Pte Sydney Alfred Hollands (1894 – 1915)

Sydney Alfred Hollands was born in Platt on 23 March 1894, the eldest of five children of Frank and Harriet Hollands (née Fuller). At the time of his son’s birth, Frank worked as an agricultural labourer and was employed by Mr Lauser of Beechin Wood Farm.
Sydney attended Platt School, and by 1905, the family lived at Rose Cottage. After a spell as a resident at Kettle Cottage, the family then moved to No.3 Church Villas, which was built by Sydney’s maternal grandmother, Harriett Fuller, who also ran the Blue Anchor pub. Sydney’s father eventually took over the pub in 1913, and he opened his old house as a confectioners’ shop. Sydney helped with the family business and travelled around the local area with one of his brothers on his father’s horse and trap, selling confectionary, soft drinks, tobacco and even haberdashery.
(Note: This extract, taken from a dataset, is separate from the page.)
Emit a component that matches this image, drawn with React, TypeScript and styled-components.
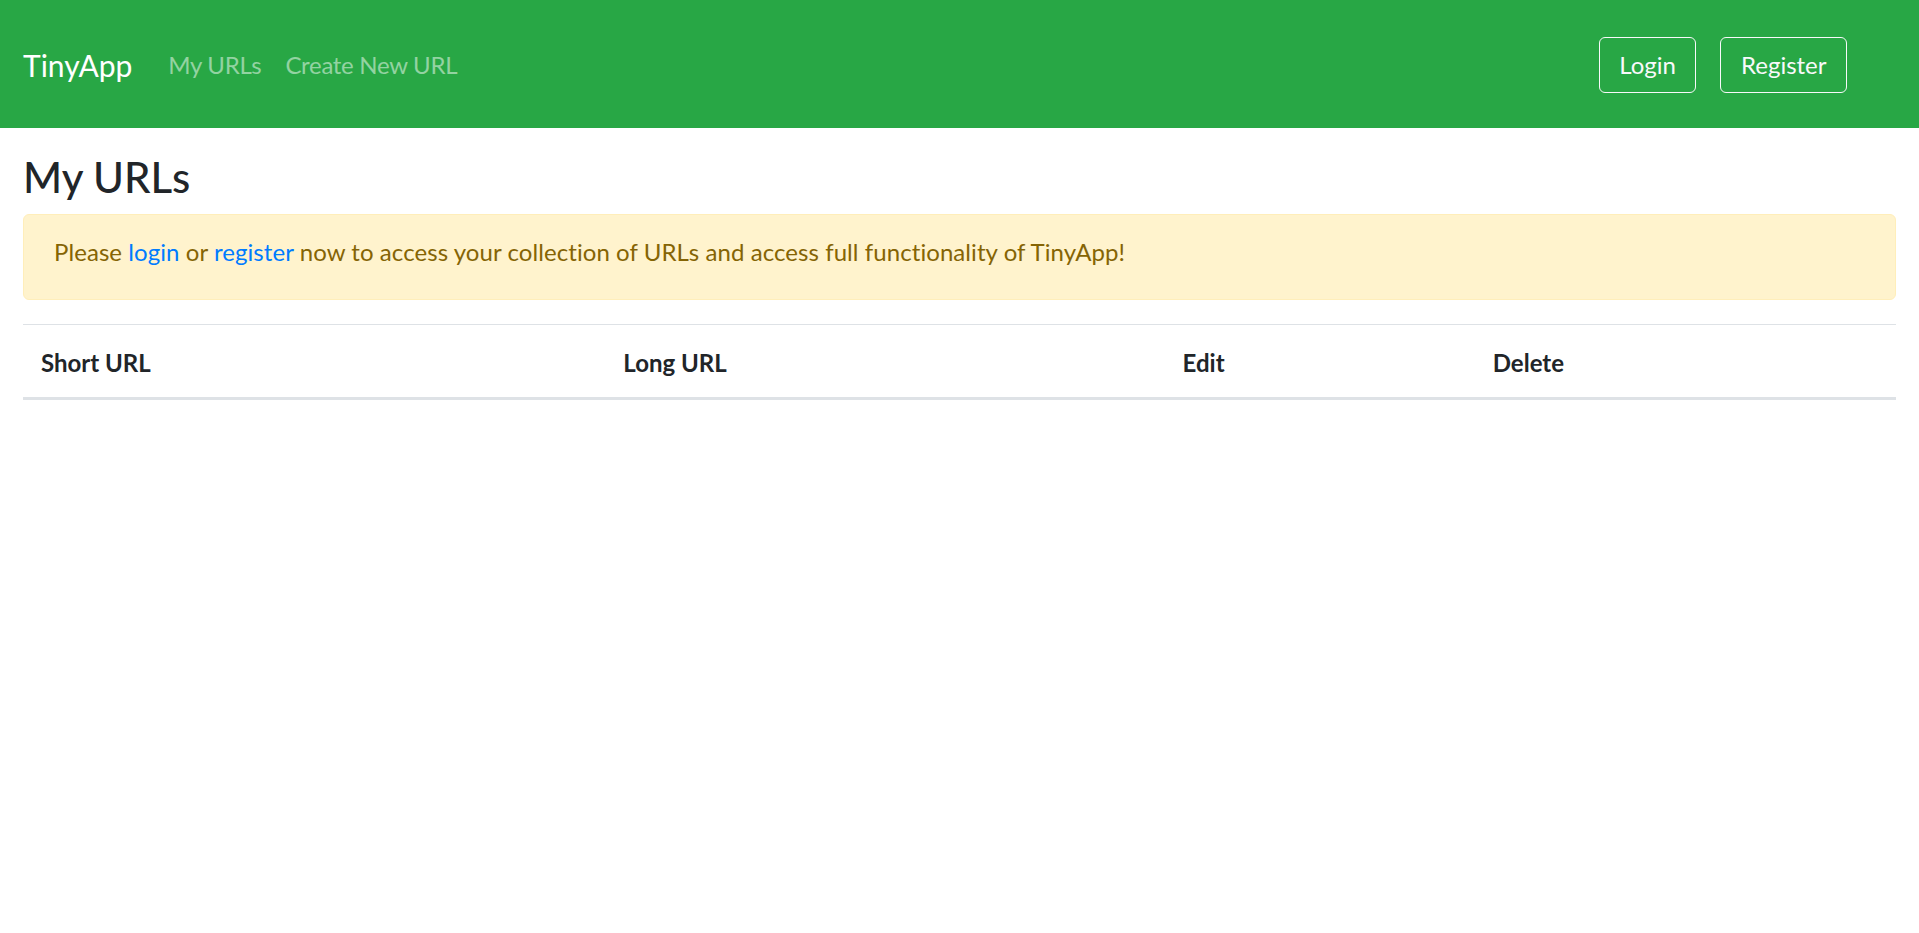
import React from "react";
import styled, { createGlobalStyle } from "styled-components";

const GlobalStyle = createGlobalStyle`
  * { box-sizing: border-box; }
  body {
    margin: 0;
    background: #ffffff;
    color: #212529;
    font-family: Lato, "Open Sans", "Liberation Sans", sans-serif;
    font-size: 24px;
    line-height: 1.5;
  }
`;

const Navbar = styled.nav`
  display: flex;
  align-items: center;
  height: 128px;
  padding: 2px 72px 0 23px;
  background: #28a745;
`;

const Brand = styled.a`
  font-size: 30px;
  line-height: 45px;
  color: #ffffff;
  text-decoration: none;
  margin-right: 24px;
`;

const NavList = styled.div`
  display: flex;
  align-items: center;
`;

const NavLink = styled.a`
  padding: 0 12px;
  font-size: 24px;
  line-height: 36px;
  letter-spacing: -0.3px;
  color: rgba(255, 255, 255, 0.5);
  text-decoration: none;
`;

const NavRight = styled.div`
  margin-left: auto;
  display: flex;
  align-items: center;
  gap: 24px;
`;

const OutlineButton = styled.button`
  font-family: inherit;
  font-size: 24px;
  line-height: 36px;
  padding: 9px 19.5px;
  color: #f8f9fa;
  background: transparent;
  border: 1.5px solid #f8f9fa;
  border-radius: 6px;
  cursor: pointer;
`;

const Main = styled.main`
  padding: 0 23px;
`;

const Title = styled.h1`
  margin: 23.6px 0 12px;
  font-size: 42px;
  line-height: 1.2;
  font-weight: 500;
`;

const Alert = styled.div`
  padding: 19.5px 30px 28.5px;
  margin-bottom: 24px;
  background: #fff3cd;
  border: 1.5px solid #ffeeba;
  border-radius: 6px;
  color: #856404;
  font-size: 24px;
  line-height: 36px;
  letter-spacing: 0.07px;
`;

const AlertLink = styled.a`
  color: #007bff;
  text-decoration: none;
`;

const Table = styled.table`
  width: 100%;
  border-collapse: collapse;
`;

const HeadCell = styled.th<{ $w: number }>`
  width: ${(p) => p.$w}px;
  padding: 20px 18px 16px;
  text-align: left;
  vertical-align: bottom;
  font-weight: 700;
  font-size: 24px;
  line-height: 36px;
  border-top: 1.5px solid #dee2e6;
  border-bottom: 3px solid #dee2e6;
`;

const columns = [
  { label: "Short URL", w: 582 },
  { label: "Long URL", w: 559 },
  { label: "Edit", w: 310 },
  { label: "Delete", w: 421 },
];

export default function App() {
  return (
    <>
      <GlobalStyle />
      <Navbar>
        <Brand href="#">TinyApp</Brand>
        <NavList>
          <NavLink href="#">My URLs</NavLink>
          <NavLink href="#">Create New URL</NavLink>
        </NavList>
        <NavRight>
          <OutlineButton>Login</OutlineButton>
          <OutlineButton>Register</OutlineButton>
        </NavRight>
      </Navbar>
      <Main>
        <Title>My URLs</Title>
        <Alert>
          Please <AlertLink href="#">login</AlertLink> or{" "}
          <AlertLink href="#">register</AlertLink> now to access your collection of URLs and
          access full functionality of TinyApp!
        </Alert>
        <Table>
          <thead>
            <tr>
              {columns.map((c) => (
                <HeadCell key={c.label} $w={c.w}>
                  {c.label}
                </HeadCell>
              ))}
            </tr>
          </thead>
          <tbody />
        </Table>
      </Main>
    </>
  );
}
When war broke out in 1914, Sydney had been working as a farm labourer, and on 7 August, he became one of the very first from Platt to enlist. He attested in Maidstone and was described in a medical examination as 5′ 6″ tall, 125lbs in weight and having blue eyes and brown hair. The examining officer passed him fit for service, and he joined The Queen’s Own (Royal West Kent Regiment) and sent to the regimental depot (also in Maidstone) for training.
Four months later, on December 7, 1914, Sydney was assigned to the 1st Battalion, which was already fighting on the Western Front and was either among the draft of 236 NCOs and men who arrived at billets in Dranoutre, Belgium, on the 12th or the 50 who joined on the 18th. Either way, he probably spent Christmas in St. Jans Capelle and, like everyone else, would have received a Christmas card from the King and Queen and Princess Mary’s gift of cigarettes, tobacco and a pipe. The battalion held the line south of Ypres at Wulverghem throughout much of the second half of December, and Sydney probably gained his first taste of life in the trenches during this period. Owing to extremely wet weather at the start of the month, the trenches in this part of the line were described as being in a ‘shocking state’.
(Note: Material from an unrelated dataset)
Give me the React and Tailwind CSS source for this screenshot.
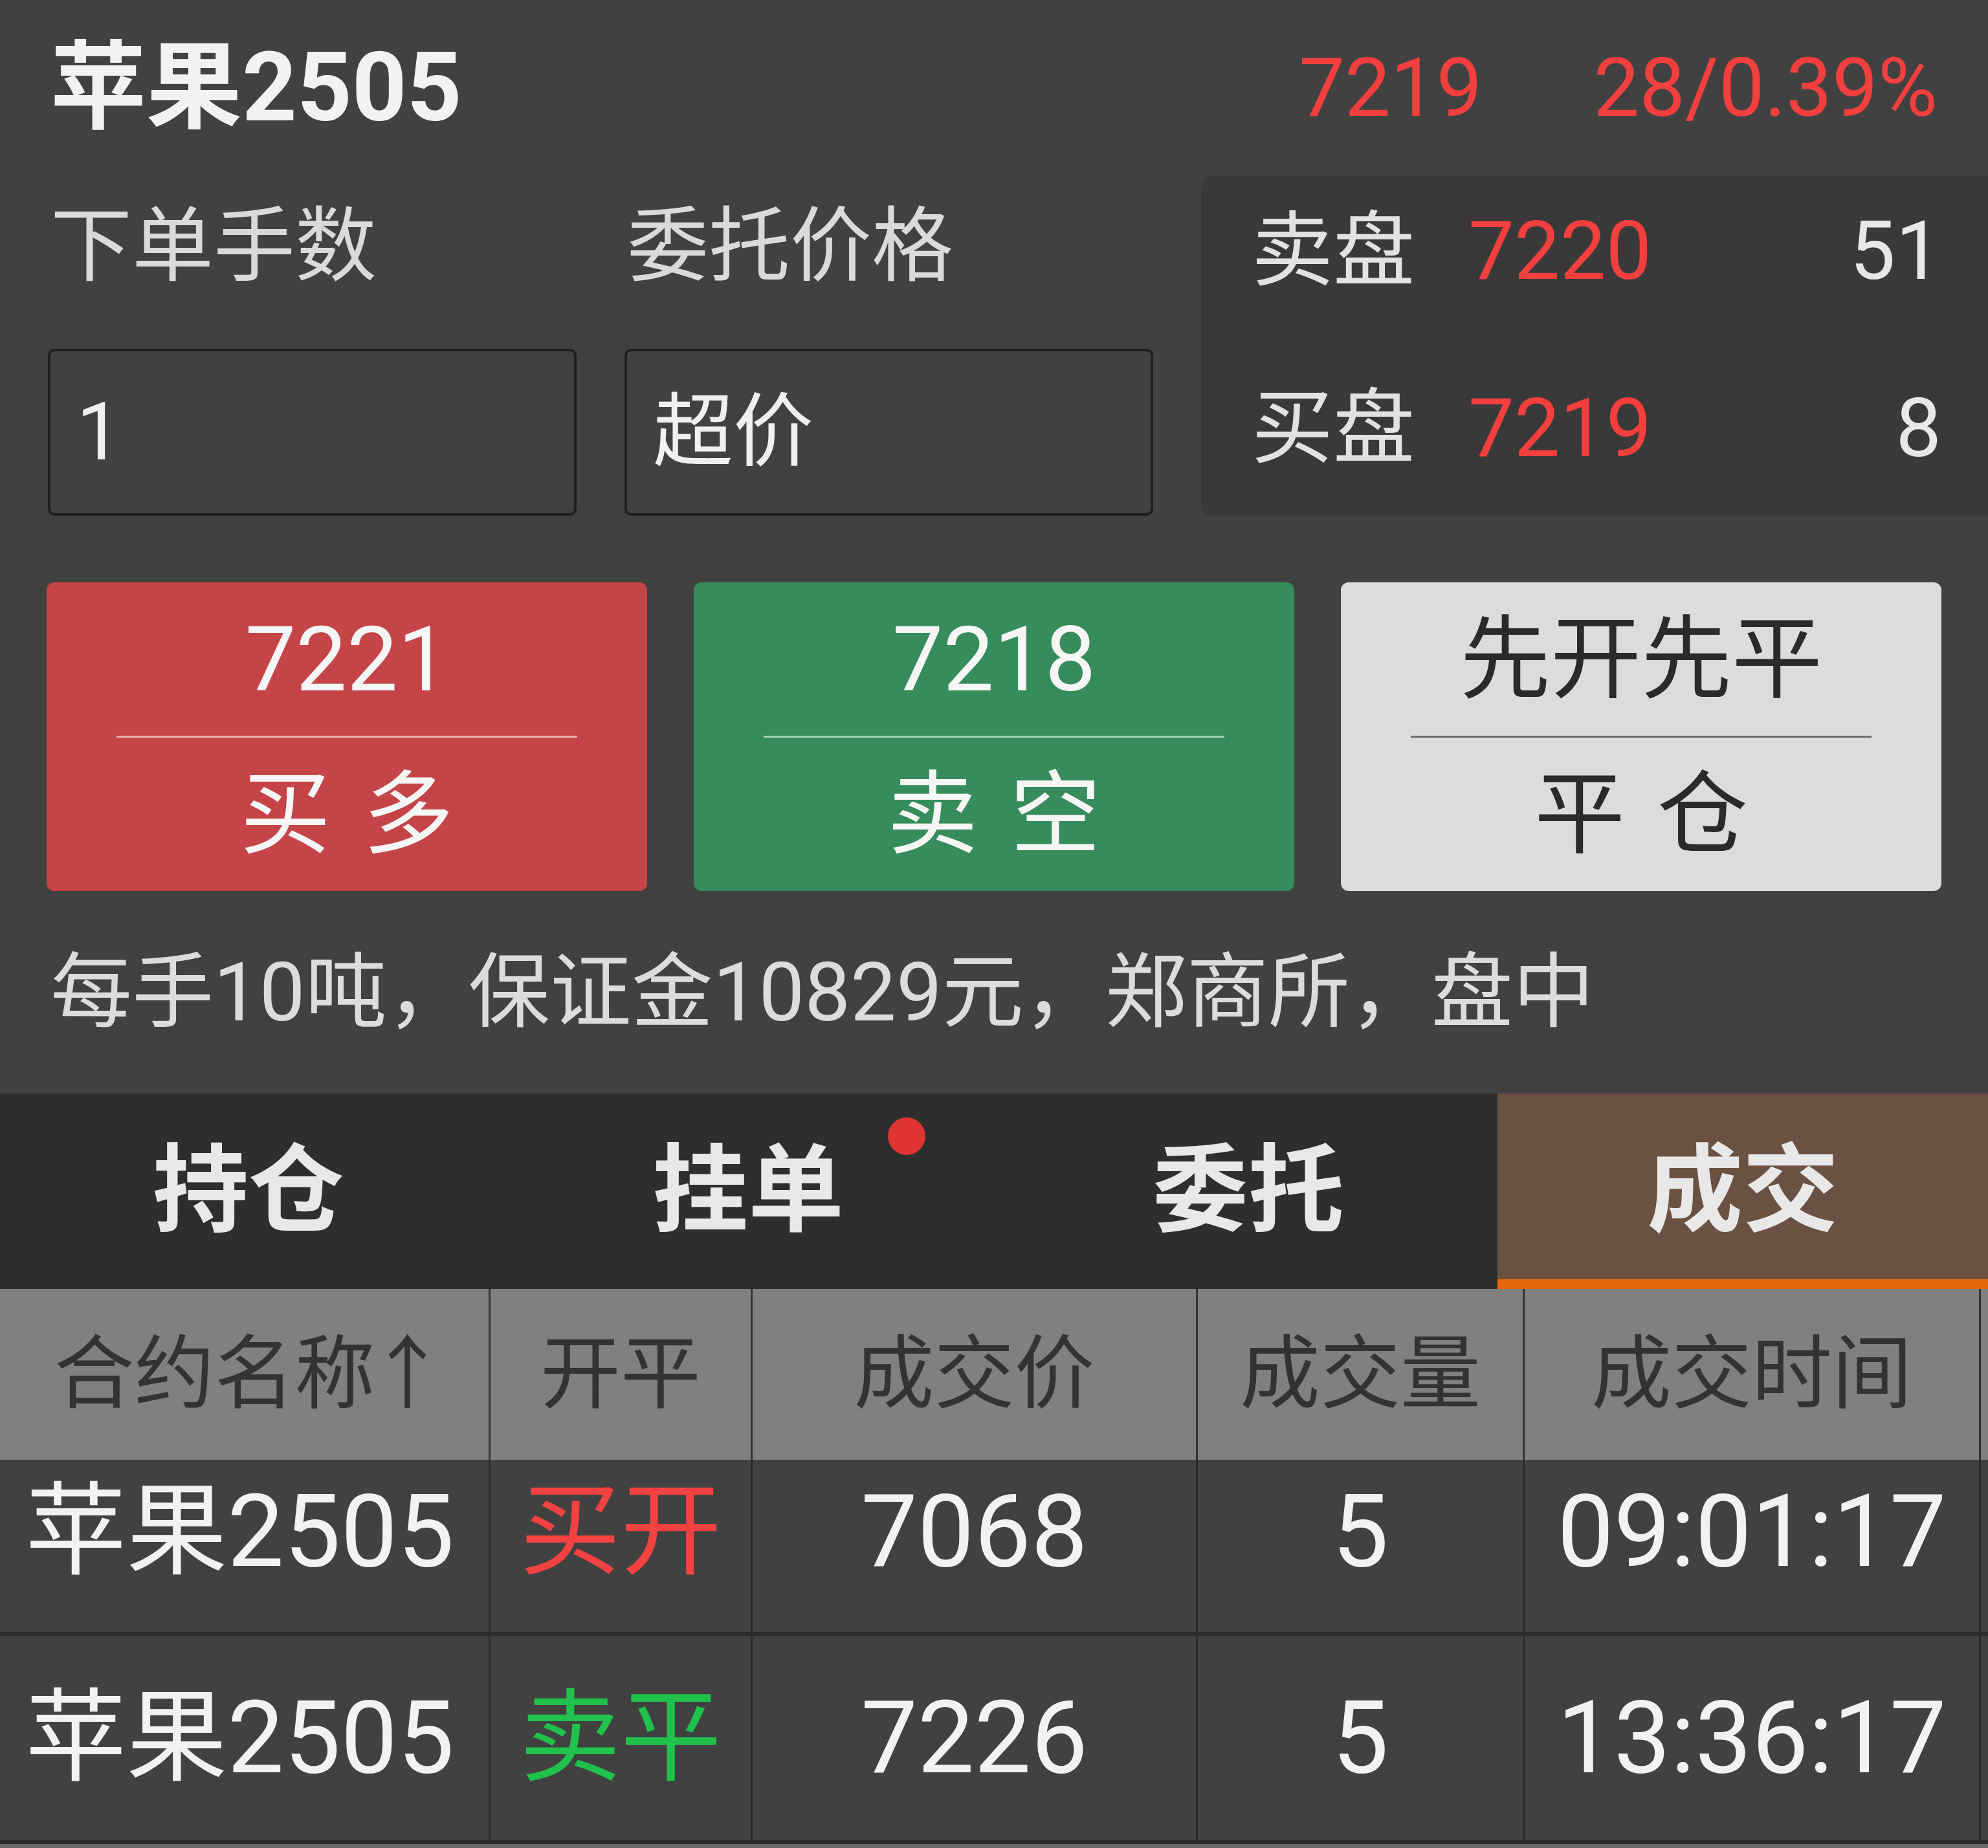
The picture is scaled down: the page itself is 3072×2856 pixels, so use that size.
const cols = "grid grid-cols-[758px_405px_688px_505px_705px_1fr]";

const trades = [
  { name: "苹果2505", side: "买开", sideColor: "text-[#f44242]", price: "7068", qty: "5", time: "09:01:17" },
  { name: "苹果2505", side: "卖平", sideColor: "text-[#20c24c]", price: "7226", qty: "5", time: "13:36:17" },
];

function Field({ label, value }) {
  return (
    <div className="w-[817px] flex flex-col">
      <div className="h-[218px] flex items-center pl-[4px] text-[126px] leading-none text-[#dadada]">{label}</div>
      <div className="mt-[49px] h-[258px] rounded-[10px] border-4 border-[#1f1f1f] flex items-center pl-[40px] text-[124px] leading-none text-[#f0f0f0]">
        {value}
      </div>
    </div>
  );
}

function BookRow({ side, price, vol }) {
  return (
    <div className="h-[150px] flex items-center text-[126px] leading-none">
      <span className="w-[335px] text-[#e2e2e2]">{side}</span>
      <span className="text-[#f43f3f]">{price}</span>
      <span className="ml-auto text-[#e8e8e8]">{vol}</span>
    </div>
  );
}

function ActionButton({ top, bottom, className, line, text }) {
  return (
    <div className={`h-[477px] rounded-[12px] flex flex-col ${className} ${text}`}>
      <div className="flex-1 flex items-center justify-center text-[140px] leading-none">{top}</div>
      <div className={`mx-[108px] h-[3px] ${line}`} />
      <div className="flex-1 flex items-center justify-center gap-[50px] text-[140px] leading-none">
        <span>{bottom[0]}</span>
        <span>{bottom[1]}</span>
      </div>
    </div>
  );
}

export default function App() {
  return (
    <div className="w-[3072px] h-[2856px] overflow-hidden bg-[#414141] font-[Roboto,'Noto_Sans_CJK_SC',sans-serif] text-[#f0f0f0]">
      {/* title */}
      <div className="h-[272px] flex items-center px-[78px]">
        <div className="text-[148px] font-bold leading-none text-[#f2f2f2]">苹果2505</div>
        <div className="ml-auto flex items-center text-[126px] leading-none text-[#f43f3f]">
          <span>7219</span>
          <span className="ml-[172px]">28/0.39%</span>
        </div>
      </div>

      {/* order inputs + quote */}
      <div className="flex gap-[74px] pl-[74px]">
        <Field label="下单手数" value="1" />
        <Field label="委托价格" value="超价" />
        <div className="flex-1 h-[526px] rounded-l-[16px] bg-[#393939] pt-[41px] pl-[78px] pr-[72px] flex flex-col gap-[124px]">
          <BookRow side="卖盘" price="7220" vol="51" />
          <BookRow side="买盘" price="7219" vol="8" />
        </div>
      </div>

      {/* buttons */}
      <div className="grid grid-cols-3 gap-[72px] px-[72px] mt-[102px]">
        <ActionButton top="7221" bottom={["买", "多"]} className="bg-[#c44447]" line="bg-[#eab4b4]" text="text-[#f6f6f6]" />
        <ActionButton top="7218" bottom={["卖", "空"]} className="bg-[#368c5a]" line="bg-[#a9d2b9]" text="text-[#f6f6f6]" />
        <ActionButton top="先开先平" bottom={["平", "仓"]} className="bg-[#dcdcdc]" line="bg-[#6a6a6a]" text="text-[#2a2a2a]" />
      </div>

      <div className="h-[313px] flex items-center pl-[78px] text-[126px] leading-none text-[#dcdcdc]">
        每手10吨，保证金10829元，郑商所，盘中
      </div>

      {/* tabs */}
      <div className="h-[302px] grid grid-cols-[768px_776px_770px_1fr] bg-[#2e2e2e] text-[148px] font-bold leading-none text-[#e8e8e8]">
        <div className="flex items-center justify-center">持仓</div>
        <div className="relative flex items-center justify-center">
          挂单
          <span className="absolute left-[604px] top-[37px] w-[58px] h-[58px] rounded-full bg-[#e03434]" />
        </div>
        <div className="flex items-center justify-center">委托</div>
        <div className="flex items-center justify-center bg-[#6b5141] shadow-[inset_0_-15px_0_#e8670c]">成交</div>
      </div>

      {/* table header */}
      <div className={`${cols} h-[264px] bg-[#808080] text-[124px] leading-none text-[#333333]`}>
        <div className="flex items-center justify-center pl-[20px] border-r-[3px] border-[#333333]">
          合约名称<span className="-ml-[12px]">↑</span>
        </div>
        {["开平", "成交价", "成交量", "成交时间"].map((h) => (
          <div key={h} className="flex items-center justify-center border-r-[3px] border-[#333333]">{h}</div>
        ))}
        <div />
      </div>

      {/* rows */}
      {trades.map((t, i) => (
        <div
          key={t.time}
          className={`${cols} border-b-[6px] border-[#2b2b2b] text-[156px] leading-none text-[#f2f2f2] ${i === 0 ? "h-[272px]" : "h-[322px]"}`}
        >
          {[t.name, t.side, t.price, t.qty, t.time].map((v, j) => (
            <div
              key={j}
              className={`flex items-center justify-center border-r-[3px] border-[#2b2b2b] ${i === 0 ? "pb-[44px]" : ""} ${j === 0 ? "pr-[14px]" : ""} ${j === 1 ? t.sideColor : ""}`}
            >
              {v}
            </div>
          ))}
          <div />
        </div>
      ))}
      <div className="h-[20px] bg-[#6a6a6a]" />
    </div>
  );
}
The West Kents remained in the Ypres Salient until 19 February 1915 when, after a brief period in Bailleul’ standing by’ in readiness to move at short notice, they returned to the area. Sydney would have reached billets in Vlamertynghe during the night of 19 March before moving up to the trenches at Zillebeke the following day. The opposing lines were much closer together than those in Wulverghem, and the Prussians based there were particularly aggressive, so the battalion did their best to return the ‘hate’ and kept them occupied by firing over ‘jam tin’ bombs and rifle grenades.
Over the next few weeks, Sydney’s unit rotated between the front line and various support positions, and by 20 March, they held the trenches at Kruisstraat, where they were subject to frequent enemy artillery fire and mortar bombing. Two days later, which happened to be the eve of Sydney’s 21st birthday, the section of the line in which he was occupying suffered a direct hit from a German trench mortar bomb. The scene was described as ‘calamitous’ with little trace of the previous occupants left and only the partial remains of a sergeant and a corporal identified by their chevrons.
Sydney was among those annihilated by the blast, and consequently, he has no known grave. He is commemorated on the Ypres (Menin Gate) Memorial in Belgium and his parent’s grave in the Platt churchyard.